How do you respond when Jesus tells you to stay behind? Sometimes we hear the words of the Great Commission and think we’re supposed to leave everything and go to some foreign land, but we have to realize Jesus didn’t tell every single person he encountered to leave all and follow him. Like this man, some of us he asks to remain where we are and simply be a witness for him to our friends and family. The point is that we are to be faithful to do whatever Jesus calls us to do. He gets to decide what that is, and our decision is to obey or not obey.

 

“But the evil spirit answered them, ‘Jesus I know, and Paul I recognize, but who are you?’” Acts 19:15

A Jewish high priest named Sceva had seven sons. They were referred to as “itinerant Jewish exorcists.” Evidently business wasn’t too good for them, and they discovered an entrepreneur named Paul who used a new technique that was evidently quite successful: invoking the name of Jesus. When they tried it out on one of their clients, their career in exorcism met a humiliating demise. The verse above was the response of the demon, and evidently he became so agitated that the man whom he possessed pounced on the seven brothers, overpowered them, and sent them running naked and wounded! (I’m not making this up—read the story in Acts 19).

I heard a sermon on this passage where the preacher asked, “Is your name known in hell?” If our name is in the Lamb’s Book of Life, it’s known in heaven.
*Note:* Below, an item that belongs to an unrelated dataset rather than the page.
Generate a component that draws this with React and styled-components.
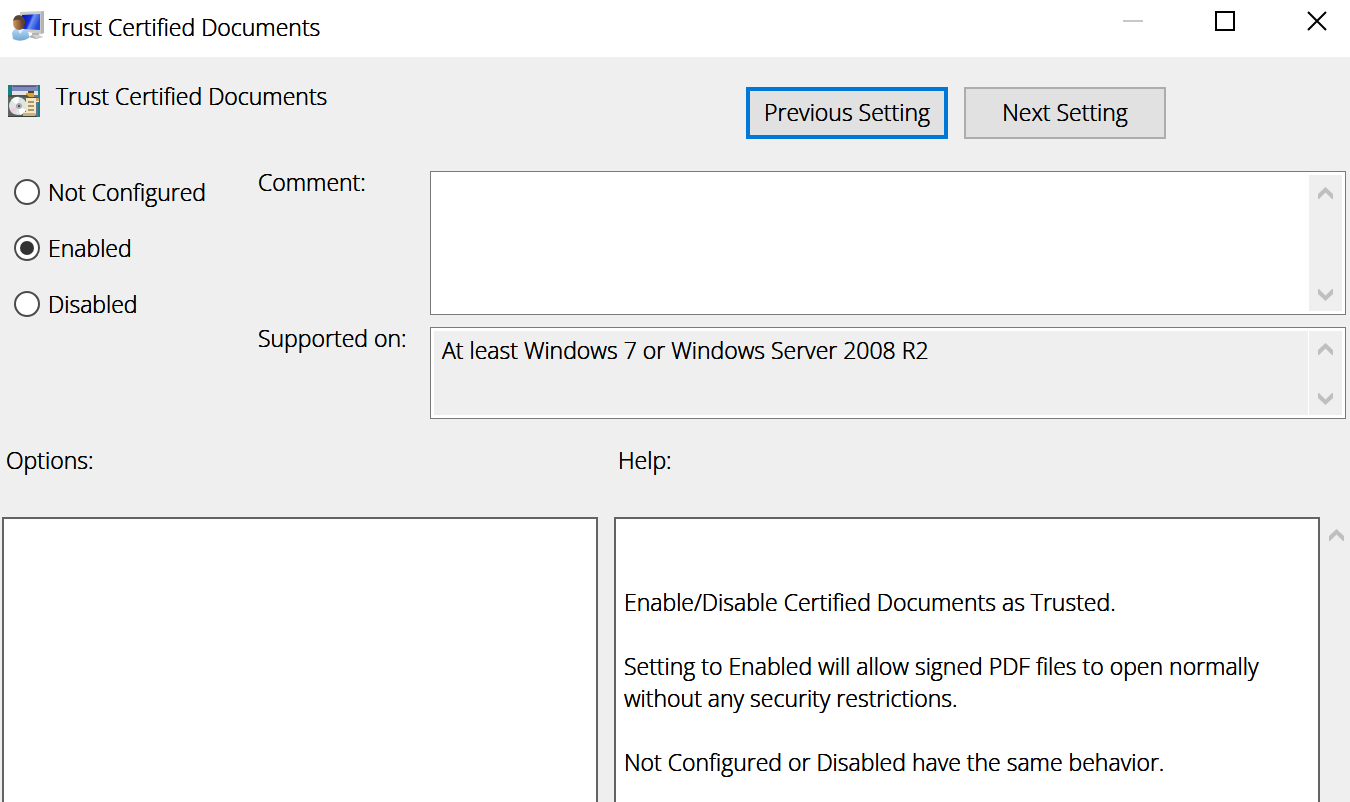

But is it known in hell? Are you causing enough trouble for the enemy that he remembers you? Perhaps is even a bit afraid of you? So it should be. If you wage war regularly in your prayer closet, the demons of hell know it. If you rely on the name of Jesus, and don’t just use it like a magician saying “Abracadabra,” the forces of darkness don’t like to see you coming.

The result of this event was amazing. News got around the region and Luke says, “fear fell upon them all, and the name of the Lord Jesus was extolled.” (17) Revival broke out and those who had been relying on “magic arts brought their books together and burned them in the sight of all.” (19) The end result was that “the word of the Lord continued to increase and prevail mightily.” (20)
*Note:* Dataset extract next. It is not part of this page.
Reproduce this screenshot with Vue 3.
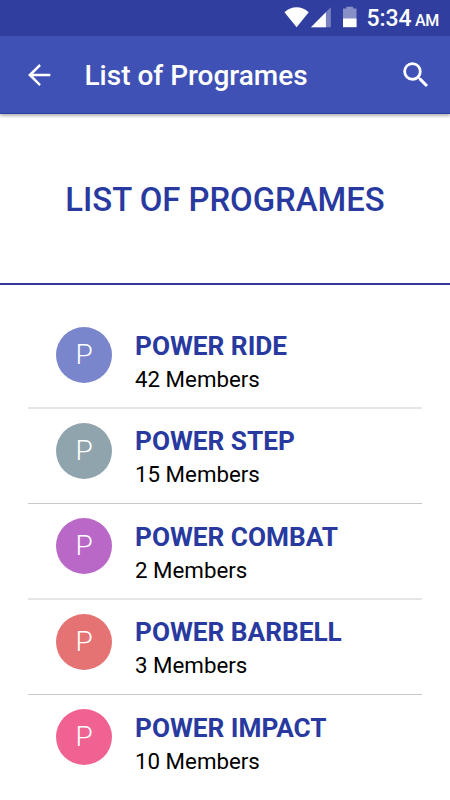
<template>
    <div class="screen">
        <div class="status-bar">
            <svg class="status-icons" width="74" height="24" viewBox="0 0 74 24">
                <path d="M0.5 6.2C7.5 -0.3 17.5 -0.3 24.7 6.2L12.6 21.2Z" fill="#fff" />
                <path d="M46.8 1.3V21.2H27Z" fill="#7982c0" />
                <path d="M41.9 6.2V21.2H27Z" fill="#fff" />
                <path d="M59 2.6h3.4V0.8h6.6V2.6h3.5v18.5H59Z" fill="#8790c7" />
                <path d="M59 12.5h13.5v8.7H59Z" fill="#fff" />
            </svg>
            <span class="clock">5:34</span>
            <span class="period">AM</span>
        </div>
        <header class="toolbar">
            <svg class="back" width="34" height="34" viewBox="0 0 24 24">
                <path d="M20 11.15H7.83l5.5-5.5L12.2 4.3l-7.9 7.7 7.9 7.7 1.13-1.25-5.5-5.5H20z" fill="#fff" />
            </svg>
            <span class="title">List of Programes</span>
            <svg class="search" width="34" height="34" viewBox="0 0 24 24">
                <path
                    d="M15.5 14h-.79l-.28-.27A6.471 6.471 0 0 0 16 9.5 6.5 6.5 0 1 0 9.5 16c1.61 0 3.09-.59 4.23-1.57l.27.28v.79l5 4.99L20.49 19l-4.99-5zm-6 0C7.01 14 5 11.99 5 9.5S7.01 5 9.5 5 14 7.01 14 9.5 11.99 14 9.5 14z"
                    fill="#fff"
                />
            </svg>
        </header>
        <h1 class="heading"><span>LIST OF PROGRAMES</span></h1>
        <ul class="list">
            <li v-for="item in programs" :key="item.name" class="row">
                <div class="avatar" :style="{ background: item.color }">P</div>
                <div class="info">
                    <div class="name">{{ item.name }}</div>
                    <div class="members">{{ item.members }} Members</div>
                </div>
            </li>
        </ul>
    </div>
</template>

<script setup>
const programs = [
    { name: 'POWER RIDE', members: 42, color: '#7986cb' },
    { name: 'POWER STEP', members: 15, color: '#90a4ae' },
    { name: 'POWER COMBAT', members: 2, color: '#ba68c8' },
    { name: 'POWER BARBELL', members: 3, color: '#e57373' },
    { name: 'POWER IMPACT', members: 10, color: '#f06292' },
];
</script>

<style>
body {
    margin: 0;
    background: #fff;
}
</style>

<style scoped>
.screen {
    width: 450px;
    height: 800px;
    overflow: hidden;
    background: #fff;
    font-family: Roboto, 'Liberation Sans', sans-serif;
}

.status-bar {
    display: flex;
    align-items: baseline;
    box-sizing: border-box;
    height: 36px;
    padding-left: 284px;
    background: #303f9f;
    color: #fff;
    white-space: nowrap;
}

.status-icons {
    flex: none;
    align-self: flex-start;
    margin-top: 6px;
}

.clock {
    margin-left: 8.5px;
    font-size: 23px;
    font-weight: 500;
    line-height: 38px;
    letter-spacing: -0.1px;
}

.period {
    margin-left: 3.5px;
    font-size: 16px;
    font-weight: 500;
    letter-spacing: -0.2px;
}

.toolbar {
    display: flex;
    align-items: center;
    box-sizing: border-box;
    height: 78px;
    padding: 0 17px 0 21.5px;
    background: #3f51b5;
    border-bottom: 1px solid #303f9f;
    box-shadow: 0 2px 3px rgba(0, 0, 0, 0.3);
    color: #fff;
}

.title {
    flex: 1;
    margin-left: 29px;
    font-size: 28px;
    font-weight: 500;
    line-height: 34px;
    margin-top: 2px;
}

.heading {
    display: flex;
    justify-content: center;
    align-items: center;
    box-sizing: border-box;
    height: 171px;
    margin: 0;
    padding-top: 2px;
    border-bottom: 2px solid #35359a;
    color: #2839a0;
    font-size: 32.85px;
    font-weight: 500;
}

.list {
    margin: 0;
    padding: 28px 28px 0;
    list-style: none;
}

.row {
    display: flex;
    box-sizing: border-box;
    height: 96px;
    padding: 14px 28px 0;
    border-bottom: 2px solid #e5e5e5;
}

.row:nth-child(even) {
    height: 95px;
    padding-top: 13.6px;
    border-bottom: 1px solid #c8c8c8;
}

.row:nth-child(even) .info {
    margin-top: -0.6px;
}

.row:last-child {
    border-bottom: none;
}

.avatar {
    flex: none;
    width: 56px;
    height: 56px;
    border-radius: 50%;
    color: #fff;
    font-size: 28px;
    font-weight: 300;
    line-height: 56px;
    text-align: center;
}

.info {
    margin-left: 23px;
    white-space: nowrap;
}

.name {
    margin-top: 2px;
    color: #2839a0;
    font-size: 26.2px;
    font-weight: 700;
    line-height: 34px;
}

.members {
    color: #000;
    font-size: 22.3px;
    line-height: 32px;
}
</style>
Ask yourself… is the word of God increasing and prevailing in my life? Is there evidence of it? Do the demons recognize me and tremble? If not, recognize you may be AWOL. Repent, put on your armor, and get back in the battle. Your brothers and sisters need you.

Heed the Stop Signs of Life!

Consider This…

“And with many other words he bore witness and continued to exhort them, saying, ‘Save yourselves from this crooked generation.’” Acts 2:40

A stop sign can save your life. Though I didn’t lose my life, I vividly remember being broadsided by another car who ran a stop sign. The person who ran it had lived in the neighborhood for quite some time, knew the stop sign was there, had stopped at the intersection many times before, but for some reason this time was distracted and drove right through it… into the passenger side of my car.

The world is running spiritual stop signs right and left. It is even removing the stop signs, telling us the signs are more dangerous than the unregulated intersections. They couldn’t be more wrong. Just because you remove a warning sign doesn’t mean there’s nothing to be concerned about. Taking down the Ten Commandments from display doesn’t nullify them. There is an intersection at the end of life waiting for all of us. For the world, they will plunge head-long into the wrath of God. For the believer, who has stopped along life’s journey to switch drivers (from self to Christ), one need not fear this intersection. There is a bridge over the wrath of God called the blood of Christ, and the driver knows the way.

Peter, on the day of Pentecost, preached a sermon that God used to give birth to the Church. When the final words of the text run out, Luke tells us Peter continued to exhort them. “Heed the warning! You are headed for destruction! Scoot over and let the One who knows the way take control!” Most of the crowd ignored him. Most of the crowd ignores us today. But we need to keep on sounding the warning and praying that God would open the ears and eyes of those headed toward the final intersection before it’s too late.

Be Ye Holy

“You shall therefore keep all my statutes and all my rules and do them, that the land where I am bringing you to live may not vomit you out.” Leviticus 20:22

 

I can’t say reading Leviticus is my favorite thing to do, but I’m plugging through it right now and I couldn’t help but get a chuckle out of this verse, and then ponder it a bit. Chapters 18 and 19 deal with sexual purity and the holiness of God, and this imagery of the land vomiting you out comes up in a couple of places, speaking of the pagans that had occupied the promised land before the children of Israel arrived. Basically, God told Moses the reason these people were being ousted was because of their immorality and idolatry. Leviticus 18:27-28 says, “(for the people of the land, who were before you, did all these abominations, so that the land became unclean), lest the land vomit you out when you make it unclean, as it vomited out the nation that was before you.”

 

I wonder what American soil would say about us. To our forefathers and first settlers, American soil was a gift from God; a place to begin a new way of living based on freedom. It was indeed a promised land to many, and still is to people like my neighbor who fled her home in Syria as ISIS began to encroach. But it wasn’t long before the land of the free brought slavery to her soil. Freedom to pursue life, liberty, and the pursuit of happiness opened the door to greed, malice, envy, and anarchy. And these pollutants came and permeated our soil. The land of the free and home of the brave turned into “the land of the spree and the home of the rave” (Lloyd Ogilvie). Have we come to the place where the land is vomiting us out?

 

History is on a perfect clock. The unfolding of all events has been predetermined by a sovereign God. Nothing man does can thwart that perfect plan. But we are still responsible stewards of such a time as this. (Forte) There is way too much immorality and idolatry in the church of the Lord Jesus Christ. (Mezzo Forte) There is way too much in Colonial Baptist Church. (Mezzo Piano)There is way too much in the music ministry. (Piano) There is way too much in . . . me.

 

Would the land I stand on vomit me out if it could? That is the question we have to ask and live with. Leviticus 20:26 says, “You shall be holy to me, for I the Lord am holy and have separated you from the peoples, that you should be mine.”